### Instructions to follow
Collect all lines below with the string "index".

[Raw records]
━━━
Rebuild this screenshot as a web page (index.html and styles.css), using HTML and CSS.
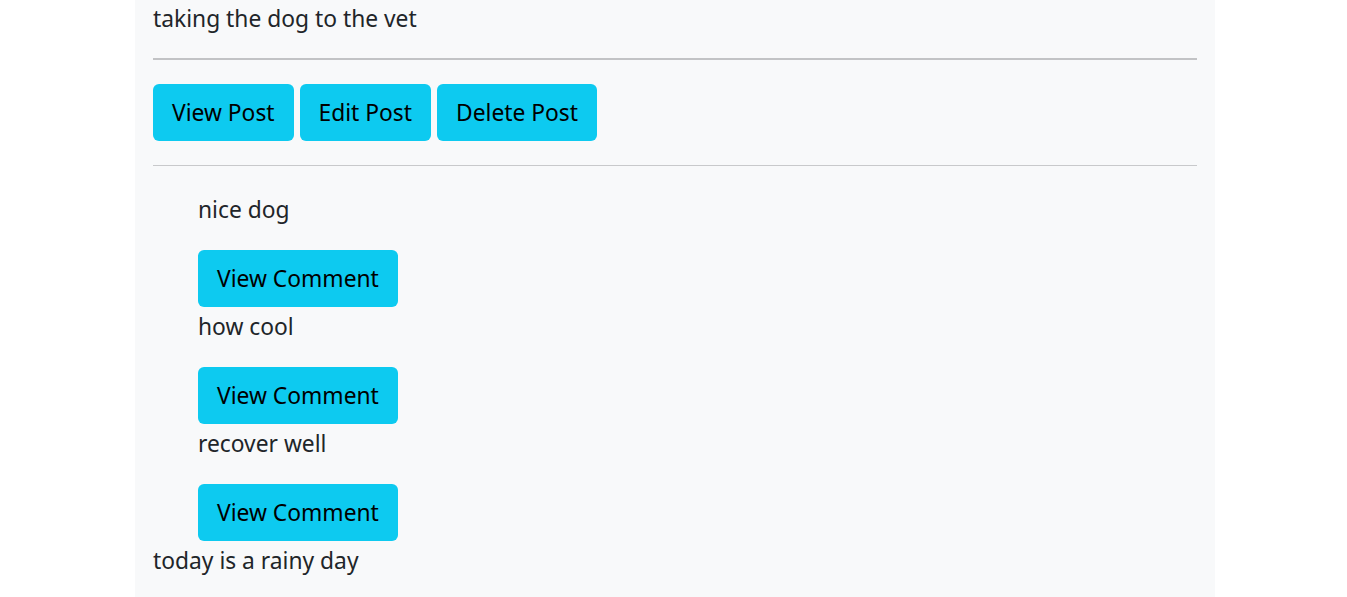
FILE: index.html
```html
<!DOCTYPE html>
<html>
<head>
<meta charset="utf-8">
<link rel="stylesheet" href="styles.css">
</head>
<body>
<div class="page">
  <div class="post">
    <p class="post-text">taking the dog to the vet</p>
    <hr class="rule rule-top">
    <div class="actions">
      <button class="btn">View Post</button>
      <button class="btn">Edit Post</button>
      <button class="btn">Delete Post</button>
    </div>
    <hr class="rule rule-bottom">
    <div class="comments">
      <div class="comment">
        <p class="comment-text">nice dog</p>
        <button class="btn">View Comment</button>
      </div>
      <div class="comment">
        <p class="comment-text">how cool</p>
        <button class="btn">View Comment</button>
      </div>
      <div class="comment">
        <p class="comment-text">recover well</p>
        <button class="btn">View Comment</button>
      </div>
    </div>
  </div>
  <div class="post">
    <p class="post-text">today is a rainy day</p>
  </div>
</div>
</body>
</html>
```

FILE: styles.css
```css
html, body {
  margin: 0;
  padding: 0;
  background: #ffffff;
}
body {
  padding-left: 3px;
  font-family: "Noto Sans", "Open Sans", sans-serif;
  font-size: 22.8px;
  color: #212529;
}
.page {
  width: 1080px;
  margin: 0 auto;
  background: #f8f9fa;
  padding: 2px 18px 30px;
  box-sizing: border-box;
  min-height: 597px;
}
.post {
  display: flex;
  flex-direction: column;
}
p {
  margin: 0;
  line-height: 33px;
}
.rule {
  border: 0;
  margin: 0;
  width: 100%;
}
.rule-top {
  margin-top: 23px;
  border-top: 2px solid #c2c3c5;
}
.rule-bottom {
  margin-top: 24px;
  border-top: 1px solid #c8c9cb;
}
.actions {
  display: flex;
  gap: 6px;
  margin-top: 24px;
}
.btn {
  font-family: inherit;
  font-size: 22.8px;
  color: #000;
  background: #0dcaf0;
  border: 0;
  border-radius: 6px;
  height: 57px;
  padding: 0 19px;
  line-height: 57px;
}
.comments {
  display: flex;
  flex-direction: column;
  padding-left: 45px;
  margin-top: 27px;
  align-items: flex-start;
}
.comment {
  display: flex;
  flex-direction: column;
  align-items: flex-start;
}
.comment-text {
  margin-bottom: 24px;
}
.comment .btn {
  margin-bottom: 3px;
}
```
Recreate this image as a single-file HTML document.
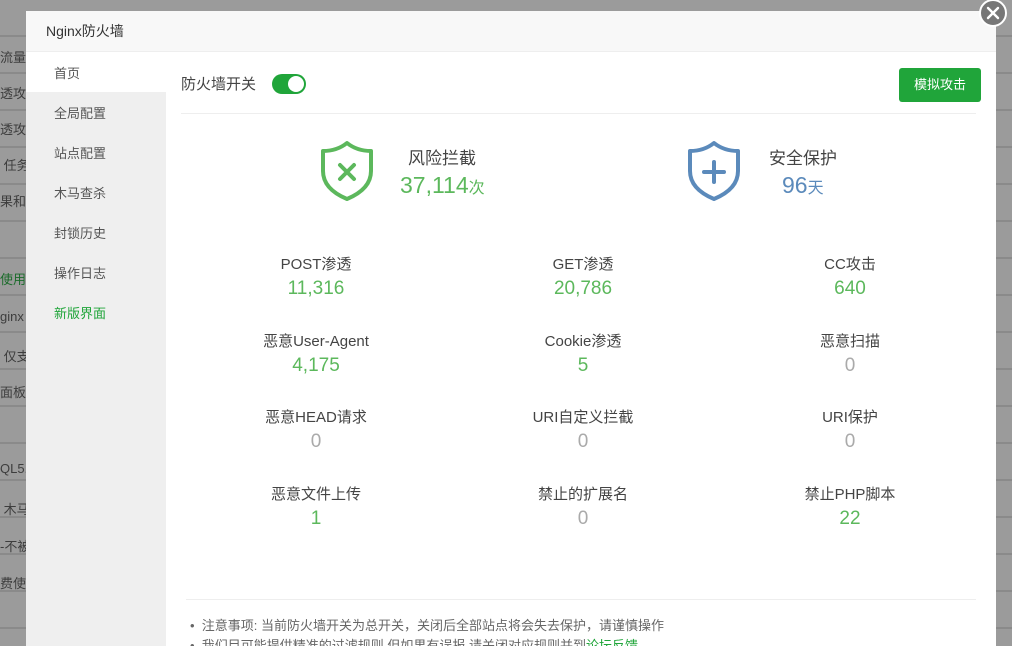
<!DOCTYPE html>
<html><head><meta charset="utf-8"><style>
*{margin:0;padding:0;box-sizing:border-box}
html,body{width:1012px;height:646px;overflow:hidden}
body{position:relative;font-family:"Liberation Sans","Noto Sans CJK SC",sans-serif;background:#9b9b9b;background-image:repeating-linear-gradient(180deg,transparent 0,transparent 35px,#8a8a8a 35px,#8a8a8a 37px);}
.bgt{position:absolute;left:0;font-size:13px;color:#3d3d3d;white-space:nowrap}
.modal{position:absolute;left:26px;top:11px;width:970px;height:635px;background:#fff;overflow:hidden}
.hd{height:41px;background:#f8f8f8;border-bottom:1px solid #eee;font-size:14px;color:#333;line-height:41px;padding-left:20px}
.side{position:absolute;left:0;top:41px;width:140px;height:600px;background:#efefef}
.side div{height:40px;line-height:44px;padding-left:28px;font-size:13px;color:#555}
.side div.on{background:#fff}
.side div.g{color:#20a53a}
.abs{position:absolute}
.tog{position:absolute;left:246px;top:63px;width:34px;height:20px;border-radius:10px;background:#20a53a}
.tog:after{content:"";position:absolute;right:2px;top:2px;width:16px;height:16px;border-radius:50%;background:#fff}
.btn{position:absolute;left:873px;top:57px;width:82px;height:34px;background:#20a53a;border-radius:3px;color:#fff;font-size:13px;text-align:center;line-height:34px}
.st{position:absolute;width:200px;text-align:center}
.st .l{font-size:15px;color:#444;height:24px;line-height:24px}
.st .v{font-size:19px;color:#5cb85c;line-height:24px}
.st .z{color:#aaa}
.close{position:absolute;left:979px;top:-1px;width:28px;height:28px;border-radius:50%;background:#777;border:2px solid #fff}
</style></head><body>
<div class="bgt" style="top:47px">流量</div>
<div class="bgt" style="top:83px">透攻击</div>
<div class="bgt" style="top:119px">透攻击</div>
<div class="bgt" style="top:155px">&nbsp;任务</div>
<div class="bgt" style="top:191px">果和</div>
<div class="bgt" style="top:269px;color:#1a6b2a">使用</div>
<div class="bgt" style="top:309px">ginx</div>
<div class="bgt" style="top:346px">&nbsp;仅支</div>
<div class="bgt" style="top:382px">面板，</div>
<div class="bgt" style="top:461px">QL5.5</div>
<div class="bgt" style="top:499px">&nbsp;木马</div>
<div class="bgt" style="top:536px">-不被</div>
<div class="bgt" style="top:573px">费使用</div>
<div class="modal">
<div class="hd">Nginx防火墙</div>
<div class="side"><div class="on">首页</div><div>全局配置</div><div>站点配置</div><div>木马查杀</div><div>封锁历史</div><div>操作日志</div><div class="g">新版界面</div></div>
<div class="abs" style="left:155px;top:63px;font-size:15px;color:#444;line-height:22px">防火墙开关</div>
<div class="tog"></div>
<div class="btn">模拟攻击</div>
<div class="abs" style="left:155px;top:102px;width:795px;height:1px;background:#eee"></div>
<svg class="abs" style="left:294px;top:129px" width="54" height="62" viewBox="0 0 54 62"><path d="M27 3 Q37 11 51 11 V31 Q51 49 27 59 Q3 49 3 31 V11 Q17 11 27 3Z" fill="none" stroke="#5cb85c" stroke-width="4" stroke-linejoin="round"/><path d="M20 25 L34 39 M34 25 L20 39" stroke="#5cb85c" stroke-width="4" stroke-linecap="round"/></svg>
<div class="abs" style="left:382px;top:133px;font-size:17px;color:#444">风险拦截</div>
<div class="abs" style="left:374px;top:161px;font-size:23px;color:#5cb85c">37,114<span style="font-size:16px">次</span></div>
<svg class="abs" style="left:661px;top:129px" width="54" height="62" viewBox="0 0 54 62"><path d="M27 3 Q37 11 51 11 V31 Q51 49 27 59 Q3 49 3 31 V11 Q17 11 27 3Z" fill="none" stroke="#5b8abb" stroke-width="4" stroke-linejoin="round"/><path d="M27 22 V42 M17 32 H37" stroke="#5b8abb" stroke-width="4" stroke-linecap="round"/></svg>
<div class="abs" style="left:743px;top:133px;font-size:17px;color:#444">安全保护</div>
<div class="abs" style="left:756px;top:161px;font-size:23px;color:#5b8abb">96<span style="font-size:16px">天</span></div>

<div class="st" style="left:190px;top:242px"><div class="l">POST渗透</div><div class="v">11,316</div></div>
<div class="st" style="left:457px;top:242px"><div class="l">GET渗透</div><div class="v">20,786</div></div>
<div class="st" style="left:724px;top:242px"><div class="l">CC攻击</div><div class="v">640</div></div>
<div class="st" style="left:190px;top:319px"><div class="l">恶意User-Agent</div><div class="v">4,175</div></div>
<div class="st" style="left:457px;top:319px"><div class="l">Cookie渗透</div><div class="v">5</div></div>
<div class="st" style="left:724px;top:319px"><div class="l">恶意扫描</div><div class="v z">0</div></div>
<div class="st" style="left:190px;top:395px"><div class="l">恶意HEAD请求</div><div class="v z">0</div></div>
<div class="st" style="left:457px;top:395px"><div class="l">URI自定义拦截</div><div class="v z">0</div></div>
<div class="st" style="left:724px;top:395px"><div class="l">URI保护</div><div class="v z">0</div></div>
<div class="st" style="left:190px;top:472px"><div class="l">恶意文件上传</div><div class="v">1</div></div>
<div class="st" style="left:457px;top:472px"><div class="l">禁止的扩展名</div><div class="v z">0</div></div>
<div class="st" style="left:724px;top:472px"><div class="l">禁止PHP脚本</div><div class="v">22</div></div>

<div class="abs" style="left:160px;top:588px;width:790px;height:1px;background:#eee"></div>
<div class="abs" style="left:164px;top:605px;font-size:13px;color:#666;line-height:20px;white-space:nowrap">
<div>•&nbsp;&nbsp;注意事项: 当前防火墙开关为总开关，关闭后全部站点将会失去保护，请谨慎操作</div>
<div>•&nbsp;&nbsp;我们目可能提供精准的过滤规则,但如果有误报,请关闭对应规则并到<span style="color:#20a53a">论坛反馈</span></div>
</div>
</div>
<div class="close"><svg width="24" height="24" viewBox="0 0 24 24"><path d="M7 7 L17 17 M17 7 L7 17" stroke="#fff" stroke-width="2.4" stroke-linecap="round"/></svg></div>
</body></html>
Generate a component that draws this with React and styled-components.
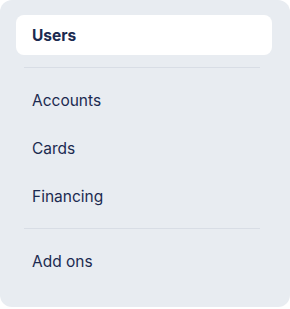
import React from 'react';
import styled, { createGlobalStyle } from 'styled-components';

const GlobalStyle = createGlobalStyle`
  body {
    margin: 0;
    background: #ffffff;
    font-family: Inter, "Noto Sans", sans-serif;
  }
`;

const Panel = styled.nav`
  width: 290px;
  height: 307px;
  box-sizing: border-box;
  padding: 15px 18px 0 16px;
  background: #e8ecf1;
  border-radius: 12px;
  display: flex;
  flex-direction: column;
`;

const Group = styled.div`
  display: flex;
  flex-direction: column;
  gap: 8px;
`;

const Item = styled.a`
  display: flex;
  align-items: center;
  height: 40px;
  padding: 0 16px;
  border-radius: 8px;
  font-size: 15.5px;
  font-weight: ${p => (p.active ? 700 : 400)};
  color: #1b2a50;
  background: ${p => (p.active ? '#ffffff' : 'transparent')};
  text-decoration: none;
  cursor: pointer;
`;

const Divider = styled.hr`
  border: none;
  height: 1px;
  background: #d8dde5;
  margin: 12px 12px 12px 8px;
`;

export default function App() {
  return (
    <>
      <GlobalStyle />
      <Panel>
        <Item active>Users</Item>
        <Divider />
        <Group>
          <Item>Accounts</Item>
          <Item>Cards</Item>
          <Item>Financing</Item>
        </Group>
        <Divider />
        <Item>Add ons</Item>
      </Panel>
    </>
  );
}
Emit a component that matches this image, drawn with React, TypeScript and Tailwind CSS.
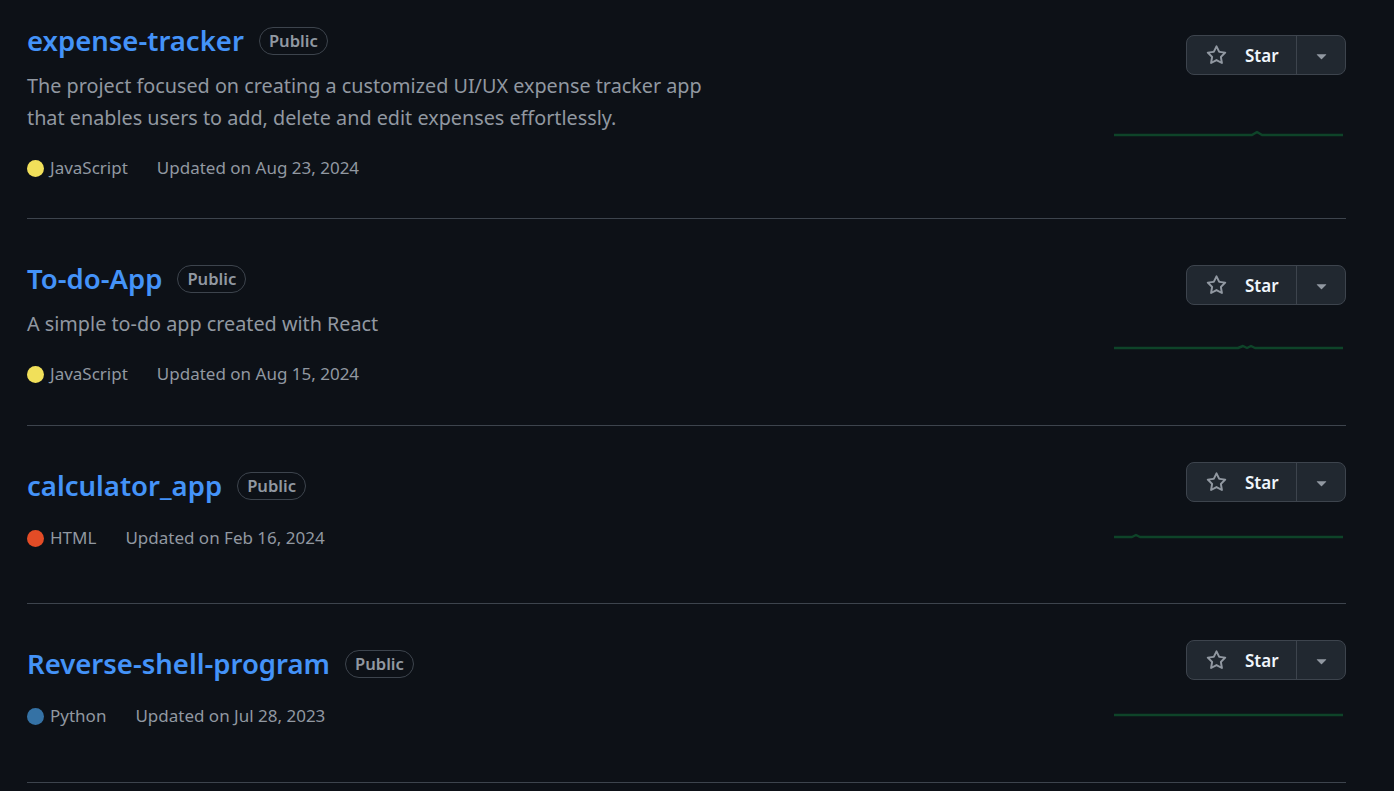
import React from "react";

interface Repo {
  name: string;
  description?: string[];
  lang: string;
  langColor: string;
  updated: string;
  btnPad: string;
  sparkGap: string;
  minH: string;
  bump: string;
}

const repos: Repo[] = [
  {
    name: "expense-tracker",
    description: [
      "The project focused on creating a customized UI/UX expense tracker app",
      "that enables users to add, delete and edit expenses effortlessly.",
    ],
    lang: "JavaScript",
    langColor: "bg-[#f1e05a]",
    updated: "Updated on Aug 23, 2024",
    btnPad: "pt-[54px]",
    sparkGap: "mt-[34px]",
    minH: "min-h-0",
    bump: "M0 26 L138 26 L143 23 L148 26 L229 26",
  },
  {
    name: "To-do-App",
    description: ["A simple to-do app created with React"],
    lang: "JavaScript",
    langColor: "bg-[#f1e05a]",
    updated: "Updated on Aug 15, 2024",
    btnPad: "pt-[46px]",
    sparkGap: "mt-[17px]",
    minH: "min-h-[207px]",
    bump: "M0 26 L124 26 L129 24 L133 26 L137 24 L141 26 L229 26",
  },
  {
    name: "calculator_app",
    lang: "HTML",
    langColor: "bg-[#e34c26]",
    updated: "Updated on Feb 16, 2024",
    btnPad: "pt-[36px]",
    sparkGap: "mt-[9px]",
    minH: "min-h-[178px]",
    bump: "M0 26 L18 26 L22 24 L26 26 L229 26",
  },
  {
    name: "Reverse-shell-program",
    lang: "Python",
    langColor: "bg-[#3572a5]",
    updated: "Updated on Jul 28, 2023",
    btnPad: "pt-[36px]",
    sparkGap: "mt-[9px]",
    minH: "min-h-[179px]",
    bump: "M0 26 L229 26",
  },
];

const StarIcon = () => (
  <svg width="21" height="21" viewBox="0 0 16 16" fill="#9198a1">
    <path d="M8 .25a.75.75 0 0 1 .673.418l1.882 3.815 4.21.612a.75.75 0 0 1 .416 1.279l-3.046 2.97.719 4.192a.751.751 0 0 1-1.088.791L8 12.347l-3.766 1.98a.75.75 0 0 1-1.088-.79l.72-4.194L.818 6.374a.75.75 0 0 1 .416-1.28l4.21-.611L7.327.668A.75.75 0 0 1 8 .25Zm0 2.445L6.615 5.5a.75.75 0 0 1-.564.41l-3.097.45 2.24 2.184a.75.75 0 0 1 .216.664l-.528 3.084 2.769-1.456a.75.75 0 0 1 .698 0l2.77 1.456-.53-3.084a.75.75 0 0 1 .216-.664l2.24-2.183-3.096-.45a.75.75 0 0 1-.564-.41L8 2.694Z" />
  </svg>
);

const CaretIcon = () => (
  <svg width="21" height="21" viewBox="0 0 16 16" fill="#9198a1">
    <path d="m4.427 7.427 3.396 3.396a.25.25 0 0 0 .354 0l3.396-3.396A.25.25 0 0 0 11.396 7H4.604a.25.25 0 0 0-.177.427Z" />
  </svg>
);

const StarButton = () => (
  <div className="flex h-[40px] w-[160px] rounded-[8px] border border-[#3d444d] bg-[#212830]">
    <button className="flex w-[110px] items-center gap-[18px] border-r border-[#3d444d] pl-[19px] pt-[1px] text-[17px] font-semibold text-[#f0f6fc]">
      <StarIcon />
      <span>Star</span>
    </button>
    <button className="flex flex-1 items-center justify-center">
      <CaretIcon />
    </button>
  </div>
);

const Sparkline = ({ d, gap }: { d: string; gap: string }) => (
  <svg width="232" height="30" className={`${gap} block`}>
    <path d={d} fill="none" stroke="#0e4429" strokeWidth="2.5" strokeLinejoin="round" />
  </svg>
);

const RepoRow = ({ repo }: { repo: Repo }) => (
  <li className={`flex justify-between border-b border-[#3d444d] ${repo.minH}`}>
    <div className="flex flex-col pt-[40px] pb-[38px]">
      <div className="flex h-[40px] items-center">
        <a className="text-[27.5px] font-semibold leading-[40px] text-[#4493f8]">{repo.name}</a>
        <span className="ml-[15px] flex h-[28px] items-center rounded-full border border-[#3d444d] px-[9px] text-[16.6px] font-semibold text-[#9198a1]">
          Public
        </span>
      </div>
      {repo.description && (
        <div className="mt-[9px] mb-[2px] text-[19.8px] leading-[32px] text-[#9198a1]">
          {repo.description.map((line) => (
            <div key={line}>{line}</div>
          ))}
        </div>
      )}
      <div className="mt-[20px] flex h-[24px] items-center text-[17px] text-[#9198a1]">
        <span className={`h-[17px] w-[17px] rounded-full ${repo.langColor}`} />
        <span className="ml-[6px]">{repo.lang}</span>
        <span className="ml-[29px]">{repo.updated}</span>
      </div>
    </div>
    <div className={`flex flex-col items-end ${repo.btnPad}`}>
      <StarButton />
      <Sparkline d={repo.bump} gap={repo.sparkGap} />
    </div>
  </li>
);

export default function App() {
  return (
    <div
      className="h-[791px] w-full overflow-hidden bg-[#0d1117]"
      style={{ fontFamily: '"Noto Sans", "Open Sans", sans-serif' }}
    >
      <ul className="-mt-[19px] pl-[27px] pr-[48px]">
        {repos.map((repo) => (
          <RepoRow key={repo.name} repo={repo} />
        ))}
      </ul>
    </div>
  );
}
━━━
### The result
Rebuild this screenshot as a web page (index.html and styles.css), using HTML and CSS.
FILE: index.html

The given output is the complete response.